Eine Kirche ohne Turm – stattdessen steht der Morsumer Kirche Sankt Martin ein hölzerner Glockenstapel zur Seite. Armut zwang dereinst die Gemeinde von Morsumer Fischern, Seeleuten und Bauern, die Größe des Kirchenbaus auf ein Mindestmaß zu beschränken und auf einen Kirchturm ganz zu verzichten. So trägt bis heute ein Holzgerüst die Glocke.
Das freilich tut der Anmut der kleinen Kirche keinen Abbruch. Die ehrwürdigsten Relikte des Gotteshauses sind das Weihbecken, der aus Gotland verschiffte Taufstein sowie die barocke Kanzel. Während des Dreißigjährigen Krieges wurde das Morsumer Gotteshaus zu einer Wehrkirche umgebaut. Um die Kirche zogen sie einen Schanzgraben, in die Mauern wurden Schießscharten für ihre Gewehre geschlagen. An den Dreißigjährigen Krieg und die kurz darauf wütende Pest erinnert im Kirchenraum eine alte Gedenktafel mit friesischer Inschrift. Zur Morsumer Kirche gelangen Sie, indem Sie in der Mitte des Ortes von der Hauptstraße rechts in den Serkwai abbiegen.

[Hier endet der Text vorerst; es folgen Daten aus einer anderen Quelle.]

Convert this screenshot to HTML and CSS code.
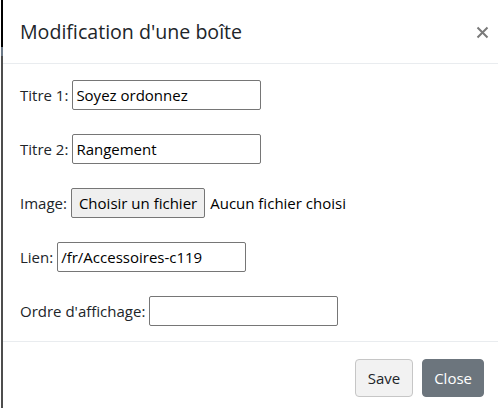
FILE: index.html
```html
<!DOCTYPE html>
<html lang="fr">
<head>
<meta charset="utf-8">
<link rel="stylesheet" href="styles.css">
</head>
<body>
<div class="modal">
  <div class="modal-header">
    <h5 class="modal-title">Modification d'une boîte</h5>
    <span class="close" aria-label="Close"><svg width="13" height="13" viewBox="0 0 13 13"><path d="M1.5 1.5 L11.5 11.5 M11.5 1.5 L1.5 11.5" stroke="#7a7a7a" stroke-width="2" fill="none"/></svg></span>
  </div>
  <div class="modal-body">
    <div class="row"><label>Titre 1:</label><input class="field" type="text" value="Soyez ordonnez"></div>
    <div class="row"><label>Titre 2:</label><input class="field" type="text" value="Rangement"></div>
    <div class="row"><label>Image:</label><span class="file-btn">Choisir un fichier</span><span class="file-name">Aucun fichier choisi</span></div>
    <div class="row"><label>Lien:</label><input class="field" type="text" value="/fr/Accessoires-c119"></div>
    <div class="row"><label>Ordre d'affichage:</label><input class="field" type="text" value=""></div>
  </div>
  <div class="modal-footer">
    <span class="btn btn-light">Save</span>
    <span class="btn btn-secondary">Close</span>
  </div>
</div>
</body>
</html>
```
FILE: styles.css
```css
html, body {
  margin: 0;
  padding: 0;
  background: #fff;
}
body {
  font-family: "Open Sans", "Noto Sans", sans-serif;
  font-size: 15px;
  color: #212529;
}
.modal {
  margin-left: 1px;
  border-left: 2px solid #4d4d4d;
  border-image: linear-gradient(to bottom, #000 0, #000 48px, #6b7886 48px, #6b7886 57px, #4d4d4d 57px) 1;
  height: 408px;
  box-sizing: border-box;
}
.modal-header {
  height: 64px;
  box-sizing: border-box;
  border-bottom: 1px solid #e9ecef;
  display: flex;
  align-items: center;
  justify-content: space-between;
  padding: 0 9px 0 17px;
}
.modal-title {
  margin: 0;
  font-size: 19.6px;
  font-weight: 500;
  color: #212529;
}
.close {
  display: flex;
  width: 13px;
  height: 13px;
  margin-top: 1px;
}
.modal-body {
  padding: 16px 0 15px 17px;
  display: flex;
  flex-direction: column;
  gap: 24px;
}
.row {
  display: flex;
  align-items: center;
  height: 30px;
  white-space: nowrap;
}
.row label {
  margin-right: 4px;
}
.field {
  width: 189px;
  height: 30px;
  box-sizing: border-box;
  border: 1px solid #767676;
  border-radius: 2px;
  padding: 1px 3px;
  font-family: inherit;
  font-size: 15px;
  color: #000;
}
.file-btn {
  height: 30px;
  box-sizing: border-box;
  display: inline-flex;
  align-items: center;
  padding: 0 7px;
  border: 1px solid #767676;
  border-radius: 2px;
  background: #efefef;
  color: #000;
}
.file-name {
  margin-left: 5px;
  color: #000;
}
.modal-footer {
  border-top: 1px solid #e9ecef;
  display: flex;
  justify-content: flex-end;
  gap: 9px;
  padding: 17px 14px 0 0;
}
.btn {
  height: 38px;
  box-sizing: border-box;
  display: inline-flex;
  align-items: center;
  padding: 0 12px;
  border-radius: 4px;
  font-size: 15px;
}
.btn-light {
  background: #f2f2f2;
  border: 1px solid #c6c6c6;
  color: #212529;
}
.btn-secondary {
  padding: 0 11px;
  background: #6c757d;
  border: 1px solid #6c757d;
  color: #fff;
}
```
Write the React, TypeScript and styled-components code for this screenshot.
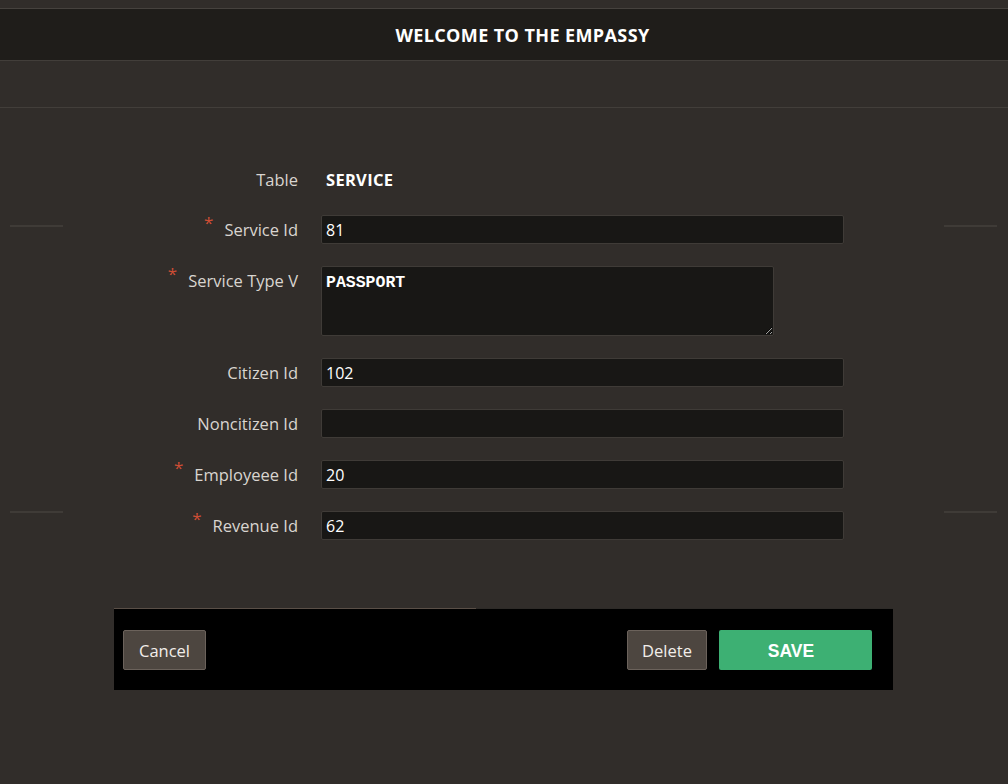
import React from "react";
import styled, { createGlobalStyle } from "styled-components";

const Global = createGlobalStyle`
  html, body { margin: 0; padding: 0; background: #312d2a; }
  body { font-family: "Open Sans", Lato, sans-serif; color: #d8d4cf; }
  * { box-sizing: border-box; }
`;

const Page = styled.div`
  min-height: 784px;
  background: #312d2a;
  display: flex;
  flex-direction: column;
`;

const TopStrip = styled.div`
  height: 9px;
  border-bottom: 1px solid #46423e;
`;

const Header = styled.header`
  height: 51px;
  background: #1f1d1a;
  display: flex;
  align-items: center;
  justify-content: center;
  padding-left: 37px;
`;

const Title = styled.h1`
  margin: 0;
  font-family: "Open Sans", sans-serif;
  font-weight: 700;
  font-size: 18px;
  color: #ffffff;
  letter-spacing: 0.4px;
`;

const SubBar = styled.div`
  height: 48px;
  border-top: 1px solid #423e3a;
  border-bottom: 1px solid #423e3a;
`;

const Main = styled.main`
  position: relative;
  padding-top: 58px;
  display: flex;
  flex-direction: column;
`;

const Tick = styled.span<{ $side: "left" | "right"; $top: number }>`
  position: absolute;
  ${(p) => (p.$side === "left" ? "left: 10px;" : "right: 11px;")}
  top: ${(p) => p.$top}px;
  width: 53px;
  height: 2px;
  background: #3f3b37;
`;

const Form = styled.div`
  display: grid;
  grid-template-columns: 298px 523px;
  column-gap: 23px;
  row-gap: 22px;
`;

const Label = styled.label<{ $h?: number }>`
  text-align: right;
  font-size: 16.5px;
  line-height: ${(p) => p.$h ?? 29}px;
  height: ${(p) => p.$h ?? 29}px;
  color: #d9d5d0;
  white-space: nowrap;
`;

const Req = styled.span`
  display: inline-block;
  color: #cf4d35;
  font-size: 17px;
  line-height: 10px;
  margin-right: 11px;
  transform: translateY(-7px);
`;

const Value = styled.div`
  font-size: 16.5px;
  line-height: 27px;
  height: 27px;
  font-weight: 700;
  color: #ffffff;
  padding-left: 5px;
  letter-spacing: 0.3px;
`;

const Input = styled.input`
  width: 523px;
  height: 29px;
  background: #181715;
  border: 1px solid #3f3b37;
  border-radius: 2px;
  color: #ffffff;
  font-family: "Open Sans", sans-serif;
  font-size: 16px;
  padding: 0 0 0 4px;
  outline: none;
`;

const Area = styled.textarea`
  width: 453px;
  height: 70px;
  background: #181715;
  border: 1px solid #3f3b37;
  border-radius: 2px;
  color: #ffffff;
  font-family: "Liberation Mono", monospace;
  font-weight: 700;
  font-size: 16.5px;
  padding: 6px 4px;
  outline: none;
`;

const Footer = styled.footer`
  width: 779px;
  margin: 68px 0 0 114px;
  background: #000000;
  border-top: 1px solid;
  border-image: linear-gradient(to right, #5a4f47 0 46.5%, #2e2b28 46.5% 100%) 1;
  padding: 21px 21px 20px 9px;
  display: flex;
  align-items: center;
  gap: 12px;
`;

const Spacer = styled.div`
  flex: 1;
`;

const Btn = styled.button<{ $w: number }>`
  width: ${(p) => p.$w}px;
  height: 40px;
  background: #4d4640;
  border: 1px solid #6b625b;
  border-radius: 2px;
  color: #f2eeea;
  font-family: "Open Sans", sans-serif;
  font-size: 16.5px;
  padding: 0;
  cursor: pointer;
`;

const SaveBtn = styled.button`
  width: 153px;
  height: 40px;
  background: #3db073;
  border: none;
  border-radius: 2px;
  color: #ffffff;
  font-family: "Liberation Sans", Arial, sans-serif;
  font-weight: 700;
  font-size: 17.5px;
  padding: 2px 9px 0 0;
  cursor: pointer;
`;

type Field = { label: string; value: string; required?: boolean; area?: boolean };

const fields: Field[] = [
  { label: "Service Id", value: "81", required: true },
  { label: "Service Type V", value: "PASSPORT", required: true, area: true },
  { label: "Citizen Id", value: "102" },
  { label: "Noncitizen Id", value: "" },
  { label: "Employeee Id", value: "20", required: true },
  { label: "Revenue Id", value: "62", required: true },
];

export default function App() {
  return (
    <Page>
      <Global />
      <TopStrip />
      <Header>
        <Title>WELCOME TO THE EMPASSY</Title>
      </Header>
      <SubBar />
      <Main>
        <Tick $side="left" $top={117} />
        <Tick $side="right" $top={117} />
        <Tick $side="left" $top={403} />
        <Tick $side="right" $top={403} />
        <Form>
          <Label $h={27}>Table</Label>
          <Value>SERVICE</Value>
          {fields.map((f) => (
            <React.Fragment key={f.label}>
              <Label>
                {f.required && <Req>*</Req>}
                {f.label}
              </Label>
              {f.area ? (
                <Area defaultValue={f.value} />
              ) : (
                <Input defaultValue={f.value} />
              )}
            </React.Fragment>
          ))}
        </Form>
        <Footer>
          <Btn $w={83}>Cancel</Btn>
          <Spacer />
          <Btn $w={80}>Delete</Btn>
          <SaveBtn>SAVE</SaveBtn>
        </Footer>
      </Main>
    </Page>
  );
}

Im Süden von Morsum bieten weite Wiesen und Felder ein Eldorado für Spaziergänger und Radfahrer. Besonders reizvoll: Eine Radtour entlang des Nösse-Deichs. Bis zu dessen relativ späten Bau war das Hinterland den Sturmfluten hilflos ausgeliefert, immer wieder stand das Wasser in den Dörfern. In den Jahren 1936 und 1937 wurde dann das schützende Bollwerk von 700 Arbeitern in Tag- und Nachtschichten gebaut.
Vor dem Deich erstreckt sich das Wattenmeer, ein ganz besonderer Lebensraum: Im Rhythmus von Ebbe und Flut verändern sich die Lebensbedingungen für die hier lebenden Tiere und Pflanzen alle paar Stunden aufs Neue. Auf den ersten Blick mag das Wattenmeer wie eine end- und leblose graue Schlickwüste wirken. Doch die Lebensvielfalt ist frappierend: Auf nur einem Quadratmeter leben bis zu zwei Millionen Organismen – kaum ein anderer Lebensraum auf der Erde weist eine ähnliche Vitalität auf. Entlang von Deich und Watt können Sie von Morsum bequem etwa zehn Kilometer bis zum Deichende südlich von Tinnum radeln.